4 maggio 2016 - 19 giugno 2017. Due date indimenticabili per la Virtus. La prima segna la prima retrocessione sul campo in 87 anni di storia, "a suo modo un capolavoro”. La seconda, ieri, celebra un capolavoro ben diverso e molto più grande. Per riuscire a capirne le proporzioni partiamo con qualche freddo numero. In tutto i bianconeri hanno giocato 47 partite ufficiali, vincendone 36. Centrata l’unica promozione su 32 squadre - e marginalmente anche la vittoria della Coppa Italia, che pur non contando molto ha dato morale e consapevolezza alla squadra - e chiuso la stagione con un ruolino di marcia impressionante nei playoff: 12 vittorie e 2 sconfitte, finendo con 9 successi in fila e un bilancio di 6-0 in trasferta, compresa l’ultima e decisiva vittoria su un campo che era inviolato da 22 partite.

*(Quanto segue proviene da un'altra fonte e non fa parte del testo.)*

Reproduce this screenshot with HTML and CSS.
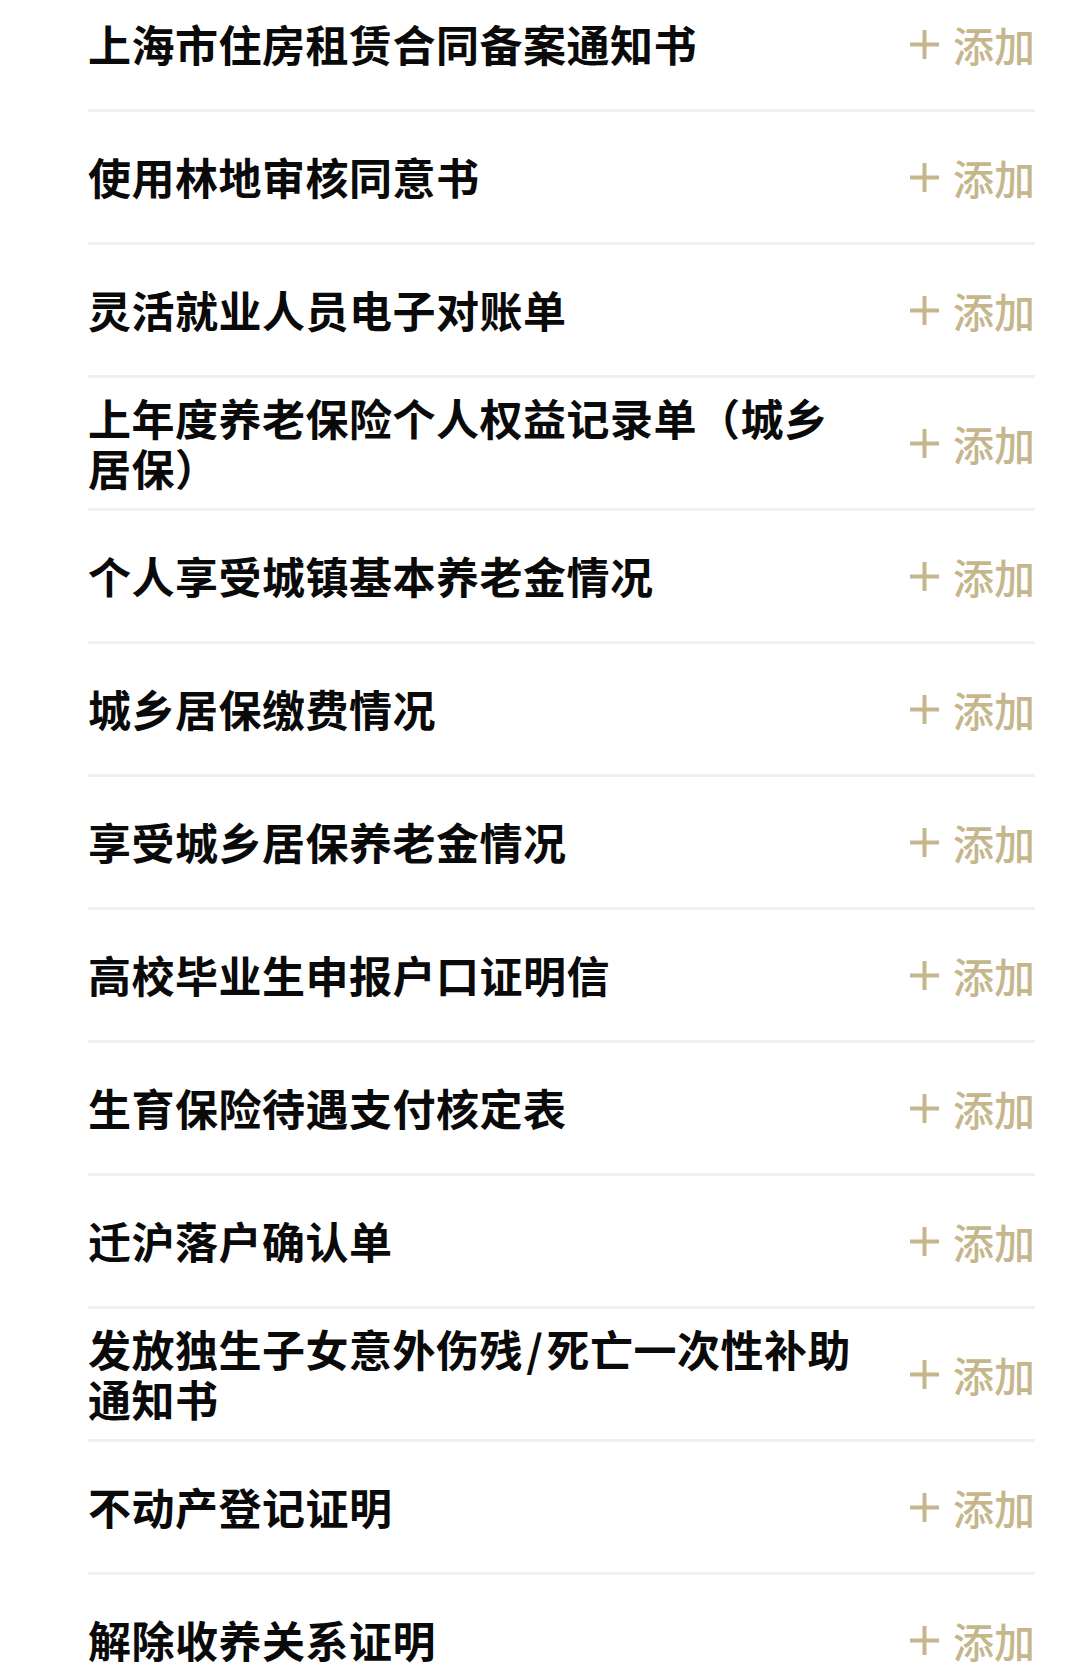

Davvero niente male, per una squadra partita senza obiettivi dichiarati, se non quello di “fare un buon campionato” e dare spazio ai giovani del vivaio. Sono arrivati risultati inaspettati, l’appetito è venuto mangiando e l’asticella si è alzata. Poi certo, fondamentale è stato il cambio di proprietà in corso d’opera, con l’arrivo di Massimo Zanetti e di Luca Baraldi che hanno portato denaro, idee e ambizioni, immediate e future. E passare da ipotizzare il turnover dei senior dopo l'arrivo di Bruttini per non perdere il premio italiani (che era stato calcolato nel budget) a poter andare sul mercato e prendere dalla serie A il miglior giocatore disponibile ha fatto decisamente la differenza.

Oltre a tutti quelli che sono andati in campo, dal primo all’ultimo, i meriti maggiori sono di chi questa squadra l’ha allenata, Alessandro Ramagli, che ha costruito un gruppo pronto ad andare nella giungla per lui - per citare Ettore Messina. Ci sono stati alti e bassi, ma ogni problema, dagli infortuni ai mancati risultati in trasferta, è stato superato con pochi proclami e tanto lavoro.
E poi chi la squadra l’ha costruita e gestita, Julio Trovato e Loredano Vecchi.
E soprattutto ad Alberto Bucci, il presidente più amato dai virtussini dai tempi di Alfredo Cazzola. Il suo lavoro è stato fondamentale, sia per l’entusiasmo che ha mostrato dal primo giorno, sia per il lavoro di ricostruzione dopo la retrocessione, cercando anche gente che fosse cresciuta in Virtus o ci avesse già giocato, ma soprattutto per aver sempre tenuto la barra dritta negli momenti di burrasca della stagione. Il momento più critico, è facile dirlo, è stato l’immediato post-partita della sconfitta in gara2 contro Casale coach Ramagli ha rischiato di perdere la panchina. La svolta è partita da lì, e dalla successiva reazione della squadra, prima nel doppio successo piemontese, poi nella reazione ancora più rabbiosa dopo aver perso gara1 con Roseto. Da lì in poi, è stata una cavalcata: tutti con Ramagli, tutti verso la serie A.

Il risultato più grande raggiunto da questo gruppo è certamente la promozione, ma ce n’è un altro non quantificabile con numeri. Si tratta di aver ridato entusiasmo a un popolo che dopo la retrocessione - preceduta da troppi anni di magra - era ai minimi storici, anche come presenza a palazzo. Con tanto lavoro, pochi proclami e i risultati che sono pian piano arrivati l’entusiasmo è tornato, dopo essere partiti davvero da quasi nulla, da una grigliata in Arcoveggio con pochi tifosi dopo un’amichevole estiva, e da circa 2000 abbonati, con tanto di polemiche per i prezzi non popolari.
Si è cresciuti piano piano, e in questo progresso decisivo è stato il ritorno al PalaDozza, che ai playoff è partito mezzo vuoto ed è arrivato pieno, tutto nero e caldissimo, e non solo per l’impianto di condizionamento da revisionare. Si ripartirà da Piazza Azzarita, e a quanto pare subito con ambizioni: un clima così attorno alla Virtus non si respirava da anni, e non andrà sprecato. Si vedrà, ma le premesse (anche dai nomi di mercato che girano, Aradori o Alessandro Gentile) ci sono tutte.